SUPPLIED DATA.
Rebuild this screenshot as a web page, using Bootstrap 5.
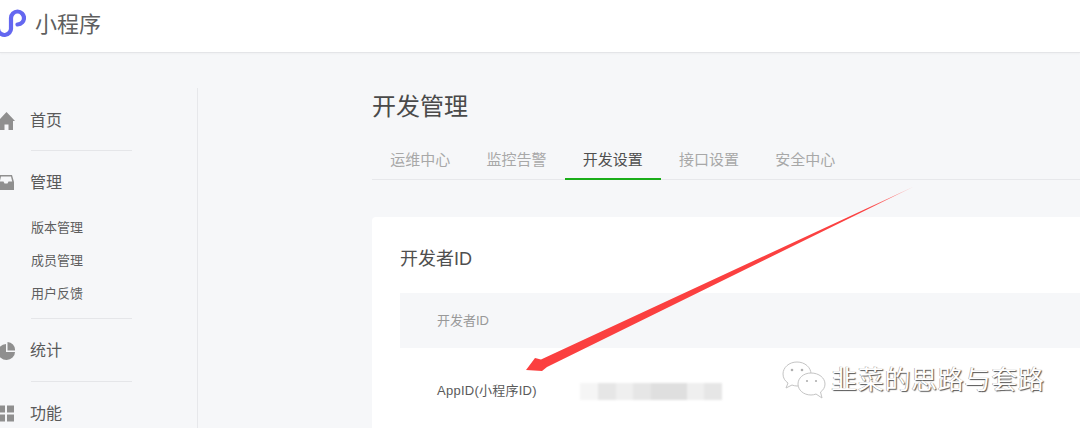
<!DOCTYPE html>
<html lang="zh-CN">
<head>
<meta charset="utf-8">
<title>开发管理</title>
<link href="https://cdn.jsdelivr.net/npm/bootstrap@5.3.0/dist/css/bootstrap.min.css" rel="stylesheet">
<style>
html,body{height:428px;overflow:hidden}
body{background:#f6f7f9;color:#4f4f4f;font-family:"Liberation Sans","Noto Sans CJK SC",sans-serif;position:relative}
.top-bar{height:53px;padding:0;background:#fff;border-bottom:1px solid #e4e5e8;box-shadow:0 1px 2px rgba(0,0,0,.03);justify-content:flex-start;flex-wrap:nowrap}
.brand-logo{margin-left:-4px;margin-right:9px;flex:none}
.top-bar .navbar-brand{font-size:22px;color:#5f5f5f;padding:0 0 2px;margin:0;line-height:1}
.page-body{height:375px;overflow:hidden}
.side-rail{width:198px;flex:none;margin-top:35px;border-right:1px solid #e7e8eb}
.side-head{height:62px;padding-top:1px;gap:15px;font-size:16px;color:#5a5a5a}
.side-head.first-head{padding-top:4px}
.side-head svg{margin-left:-2px;flex:none}
.side-sep{width:101px;margin:0 0 0 31px;border-top:1px solid #e5e6e9;opacity:1}
.side-subs{margin-top:-2px;padding-bottom:8px}
.side-subs a{display:flex;align-items:center;height:33px;padding:0 0 0 31px;font-size:13px;color:#5f5f5f}
.main-col{margin-left:174px;flex:1;min-width:0}
.page-title{font-size:24px;line-height:32px;font-weight:400;margin:38px 0 0;color:#4a4a4a}
.tab-row{margin-top:18px;border-bottom:1px solid #e7e8eb;height:39px;flex-wrap:nowrap}
.tab-row .nav-link{width:96.3px;padding:0;text-align:center;height:39px;line-height:37px;font-size:15px;color:#a8a8a8;white-space:nowrap}
.tab-row .nav-link.active{color:#4f4f4f;border-bottom:2px solid #1aad19}
.dev-card{margin-top:37px;width:900px;height:300px;border:0;border-radius:4px;padding:28px 0 0 28px;background:#fff}
.dev-card h2{font-size:18px;line-height:28px;font-weight:400;margin:0 0 20px;color:#4f4f4f}
.dev-table{margin:0;font-size:13px}
.dev-table th{background:#f6f7f9;height:55px;font-weight:400;color:#999;padding:0 0 0 37px;border:0;vertical-align:middle}
.dev-table td{height:86px;padding:0 0 0 37px;border:0;vertical-align:middle;color:#5a5a5a;white-space:nowrap}
.dev-table td.id-col{letter-spacing:.25px}
.dev-table .id-col{width:180px}
.blur-val{width:142px;height:17px;filter:blur(1.2px)}
.blur-val span{flex:1;background:#e6e6e6}
.blur-val span:nth-child(odd){background:#efefef}
.blur-val span:nth-child(1){background:#f5f5f5}
.blur-val span:nth-child(5),.blur-val span:nth-child(6){background:#dfdfdf}
.arrow-layer{position:absolute;left:0;top:0;pointer-events:none}
.wm-mark{position:absolute;left:782px;top:360px;gap:5px}
.wm-text{font-size:26px;letter-spacing:.7px;line-height:40px;color:#fff;text-shadow:1px 1px 1px #555,-.5px -.5px .5px #999;white-space:nowrap}
</style>
</head>
<body>
<nav class="navbar top-bar">
  <svg class="brand-logo" width="30" height="40" viewBox="-4 0 30 40"><path d="M17.500 18.500C21.500 18 24 15.200 24 12A6.500 6.500 0 0 0 11 12V22A6.500 6.500 0 0 1 -2 23" fill="none" stroke="#6467f0" stroke-width="4.200" stroke-linecap="round"/></svg>
  <a class="navbar-brand" href="#">小程序</a>
</nav>
<div class="d-flex page-body">
  <aside class="side-rail">
    <a class="side-head first-head d-flex align-items-center text-decoration-none" href="#">
      <svg width="17" height="18" viewBox="0 0 17 18"><path d="M8.500 0 17 9H15V18H10.500V12.500H6.500V18H2V9H0Z" fill="#8f8f8f"/></svg>首页</a>
    <hr class="side-sep">
    <a class="side-head d-flex align-items-center text-decoration-none" href="#">
      <svg width="17" height="17" viewBox="0 0 17 17"><path fill-rule="evenodd" d="M2 1H14L16 8V16H0V8ZM3 2.500 1.800 7.500H5.500L6.500 9.500H9.500L10.500 7.500H14.200L13 2.500Z" fill="#8f8f8f"/></svg>管理</a>
    <div class="side-subs">
      <a class="text-decoration-none" href="#">版本管理</a>
      <a class="text-decoration-none" href="#">成员管理</a>
      <a class="text-decoration-none" href="#">用户反馈</a>
    </div>
    <hr class="side-sep">
    <a class="side-head d-flex align-items-center text-decoration-none" href="#">
      <svg width="17" height="18" viewBox="0 0 17 18"><path d="M8 2V10H17A8.500 8 0 1 1 8 2ZM9.500 0A7.500 8 0 0 1 17 8.500H9.500Z" fill="#8f8f8f"/></svg>统计</a>
    <hr class="side-sep">
    <a class="side-head d-flex align-items-center text-decoration-none" href="#">
      <svg width="17" height="17" viewBox="0 0 17 17"><path d="M0 0.500H7V7.500H0ZM9 0.500H16V7.500H9ZM0 9.500H7V16.500H0ZM9 9.500H16V16.500H9Z" fill="#8f8f8f"/></svg>功能</a>
  </aside>
  <main class="main-col">
    <h1 class="page-title">开发管理</h1>
    <ul class="nav tab-row">
      <li class="nav-item"><a class="nav-link" href="#">运维中心</a></li>
      <li class="nav-item"><a class="nav-link" href="#">监控告警</a></li>
      <li class="nav-item"><a class="nav-link active" href="#">开发设置</a></li>
      <li class="nav-item"><a class="nav-link" href="#">接口设置</a></li>
      <li class="nav-item"><a class="nav-link" href="#">安全中心</a></li>
    </ul>
    <section class="card dev-card">
      <h2>开发者ID</h2>
      <table class="table dev-table">
        <thead><tr><th class="id-col">开发者ID</th><th></th></tr></thead>
        <tbody><tr><td class="id-col">AppID(小程序ID)</td><td class="p-0"><div class="blur-val d-flex"><span></span><span></span><span></span><span></span><span></span><span></span><span></span><span></span></div></td></tr></tbody>
      </table>
    </section>
  </main>
</div>
<svg class="arrow-layer" width="1080" height="428" viewBox="0 0 1080 428">
  <defs><linearGradient id="arrowFade" gradientUnits="userSpaceOnUse" x1="913" y1="187" x2="526" y2="370"><stop offset="0" stop-color="#ff5a5a" stop-opacity=".55"/><stop offset=".12" stop-color="#fb4141"/><stop offset="1" stop-color="#fb3f3f"/></linearGradient></defs>
  <polygon points="526,370 535,358 541,359.500 914,186.500 547,367 542,371" fill="url(#arrowFade)"/>
</svg>
<div class="wm-mark d-flex align-items-center">
  <svg width="44" height="38" viewBox="0 0 44 38"><g fill="#fff" stroke="#c4c4c4" stroke-width="1"><path d="M15 1C7 1 1 6.500 1 13C1 17 3 20 6 22L4 27L10 24C11.500 24.500 13 25 15 25C23 25 29 19.500 29 13C29 6.500 23 1 15 1Z"/><path d="M29 12C21.500 12 16 17 16 23C16 29 21.500 34 29 34C31 34 32.500 33.600 34 33L40 37L38.500 31C41.500 29 43 26 43 23C43 17 37 12 29 12Z"/></g><g fill="#b0b0b0"><circle cx="10" cy="9" r="1.300"/><circle cx="20" cy="9" r="1.300"/><circle cx="25" cy="20" r="1.100"/><circle cx="34" cy="20" r="1.100"/></g></svg>
  <span class="wm-text">韭菜的思路与套路</span>
</div>
</body>
</html>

WHAT TO PRODUCE. Except for the pictures, give all the material above again verbatim.

THE RESULT.
Rebuild this screenshot as a web page, using Bootstrap 5.
<!DOCTYPE html>
<html lang="zh-CN">
<head>
<meta charset="utf-8">
<title>开发管理</title>
<link href="https://cdn.jsdelivr.net/npm/bootstrap@5.3.0/dist/css/bootstrap.min.css" rel="stylesheet">
<style>
html,body{height:428px;overflow:hidden}
body{background:#f6f7f9;color:#4f4f4f;font-family:"Liberation Sans","Noto Sans CJK SC",sans-serif;position:relative}
.top-bar{height:53px;padding:0;background:#fff;border-bottom:1px solid #e4e5e8;box-shadow:0 1px 2px rgba(0,0,0,.03);justify-content:flex-start;flex-wrap:nowrap}
.brand-logo{margin-left:-4px;margin-right:9px;flex:none}
.top-bar .navbar-brand{font-size:22px;color:#5f5f5f;padding:0 0 2px;margin:0;line-height:1}
.page-body{height:375px;overflow:hidden}
.side-rail{width:198px;flex:none;margin-top:35px;border-right:1px solid #e7e8eb}
.side-head{height:62px;padding-top:1px;gap:15px;font-size:16px;color:#5a5a5a}
.side-head.first-head{padding-top:4px}
.side-head svg{margin-left:-2px;flex:none}
.side-sep{width:101px;margin:0 0 0 31px;border-top:1px solid #e5e6e9;opacity:1}
.side-subs{margin-top:-2px;padding-bottom:8px}
.side-subs a{display:flex;align-items:center;height:33px;padding:0 0 0 31px;font-size:13px;color:#5f5f5f}
.main-col{margin-left:174px;flex:1;min-width:0}
.page-title{font-size:24px;line-height:32px;font-weight:400;margin:38px 0 0;color:#4a4a4a}
.tab-row{margin-top:18px;border-bottom:1px solid #e7e8eb;height:39px;flex-wrap:nowrap}
.tab-row .nav-link{width:96.3px;padding:0;text-align:center;height:39px;line-height:37px;font-size:15px;color:#a8a8a8;white-space:nowrap}
.tab-row .nav-link.active{color:#4f4f4f;border-bottom:2px solid #1aad19}
.dev-card{margin-top:37px;width:900px;height:300px;border:0;border-radius:4px;padding:28px 0 0 28px;background:#fff}
.dev-card h2{font-size:18px;line-height:28px;font-weight:400;margin:0 0 20px;color:#4f4f4f}
.dev-table{margin:0;font-size:13px}
.dev-table th{background:#f6f7f9;height:55px;font-weight:400;color:#999;padding:0 0 0 37px;border:0;vertical-align:middle}
.dev-table td{height:86px;padding:0 0 0 37px;border:0;vertical-align:middle;color:#5a5a5a;white-space:nowrap}
.dev-table td.id-col{letter-spacing:.25px}
.dev-table .id-col{width:180px}
.blur-val{width:142px;height:17px;filter:blur(1.2px)}
.blur-val span{flex:1;background:#e6e6e6}
.blur-val span:nth-child(odd){background:#efefef}
.blur-val span:nth-child(1){background:#f5f5f5}
.blur-val span:nth-child(5),.blur-val span:nth-child(6){background:#dfdfdf}
.arrow-layer{position:absolute;left:0;top:0;pointer-events:none}
.wm-mark{position:absolute;left:782px;top:360px;gap:5px}
.wm-text{font-size:26px;letter-spacing:.7px;line-height:40px;color:#fff;text-shadow:1px 1px 1px #555,-.5px -.5px .5px #999;white-space:nowrap}
</style>
</head>
<body>
<nav class="navbar top-bar">
  <svg class="brand-logo" width="30" height="40" viewBox="-4 0 30 40"><path d="M17.500 18.500C21.500 18 24 15.200 24 12A6.500 6.500 0 0 0 11 12V22A6.500 6.500 0 0 1 -2 23" fill="none" stroke="#6467f0" stroke-width="4.200" stroke-linecap="round"/></svg>
  <a class="navbar-brand" href="#">小程序</a>
</nav>
<div class="d-flex page-body">
  <aside class="side-rail">
    <a class="side-head first-head d-flex align-items-center text-decoration-none" href="#">
      <svg width="17" height="18" viewBox="0 0 17 18"><path d="M8.500 0 17 9H15V18H10.500V12.500H6.500V18H2V9H0Z" fill="#8f8f8f"/></svg>首页</a>
    <hr class="side-sep">
    <a class="side-head d-flex align-items-center text-decoration-none" href="#">
      <svg width="17" height="17" viewBox="0 0 17 17"><path fill-rule="evenodd" d="M2 1H14L16 8V16H0V8ZM3 2.500 1.800 7.500H5.500L6.500 9.500H9.500L10.500 7.500H14.200L13 2.500Z" fill="#8f8f8f"/></svg>管理</a>
    <div class="side-subs">
      <a class="text-decoration-none" href="#">版本管理</a>
      <a class="text-decoration-none" href="#">成员管理</a>
      <a class="text-decoration-none" href="#">用户反馈</a>
    </div>
    <hr class="side-sep">
    <a class="side-head d-flex align-items-center text-decoration-none" href="#">
      <svg width="17" height="18" viewBox="0 0 17 18"><path d="M8 2V10H17A8.500 8 0 1 1 8 2ZM9.500 0A7.500 8 0 0 1 17 8.500H9.500Z" fill="#8f8f8f"/></svg>统计</a>
    <hr class="side-sep">
    <a class="side-head d-flex align-items-center text-decoration-none" href="#">
      <svg width="17" height="17" viewBox="0 0 17 17"><path d="M0 0.500H7V7.500H0ZM9 0.500H16V7.500H9ZM0 9.500H7V16.500H0ZM9 9.500H16V16.500H9Z" fill="#8f8f8f"/></svg>功能</a>
  </aside>
  <main class="main-col">
    <h1 class="page-title">开发管理</h1>
    <ul class="nav tab-row">
      <li class="nav-item"><a class="nav-link" href="#">运维中心</a></li>
      <li class="nav-item"><a class="nav-link" href="#">监控告警</a></li>
      <li class="nav-item"><a class="nav-link active" href="#">开发设置</a></li>
      <li class="nav-item"><a class="nav-link" href="#">接口设置</a></li>
      <li class="nav-item"><a class="nav-link" href="#">安全中心</a></li>
    </ul>
    <section class="card dev-card">
      <h2>开发者ID</h2>
      <table class="table dev-table">
        <thead><tr><th class="id-col">开发者ID</th><th></th></tr></thead>
        <tbody><tr><td class="id-col">AppID(小程序ID)</td><td class="p-0"><div class="blur-val d-flex"><span></span><span></span><span></span><span></span><span></span><span></span><span></span><span></span></div></td></tr></tbody>
      </table>
    </section>
  </main>
</div>
<svg class="arrow-layer" width="1080" height="428" viewBox="0 0 1080 428">
  <defs><linearGradient id="arrowFade" gradientUnits="userSpaceOnUse" x1="913" y1="187" x2="526" y2="370"><stop offset="0" stop-color="#ff5a5a" stop-opacity=".55"/><stop offset=".12" stop-color="#fb4141"/><stop offset="1" stop-color="#fb3f3f"/></linearGradient></defs>
  <polygon points="526,370 535,358 541,359.500 914,186.500 547,367 542,371" fill="url(#arrowFade)"/>
</svg>
<div class="wm-mark d-flex align-items-center">
  <svg width="44" height="38" viewBox="0 0 44 38"><g fill="#fff" stroke="#c4c4c4" stroke-width="1"><path d="M15 1C7 1 1 6.500 1 13C1 17 3 20 6 22L4 27L10 24C11.500 24.500 13 25 15 25C23 25 29 19.500 29 13C29 6.500 23 1 15 1Z"/><path d="M29 12C21.500 12 16 17 16 23C16 29 21.500 34 29 34C31 34 32.500 33.600 34 33L40 37L38.500 31C41.500 29 43 26 43 23C43 17 37 12 29 12Z"/></g><g fill="#b0b0b0"><circle cx="10" cy="9" r="1.300"/><circle cx="20" cy="9" r="1.300"/><circle cx="25" cy="20" r="1.100"/><circle cx="34" cy="20" r="1.100"/></g></svg>
  <span class="wm-text">韭菜的思路与套路</span>
</div>
</body>
</html>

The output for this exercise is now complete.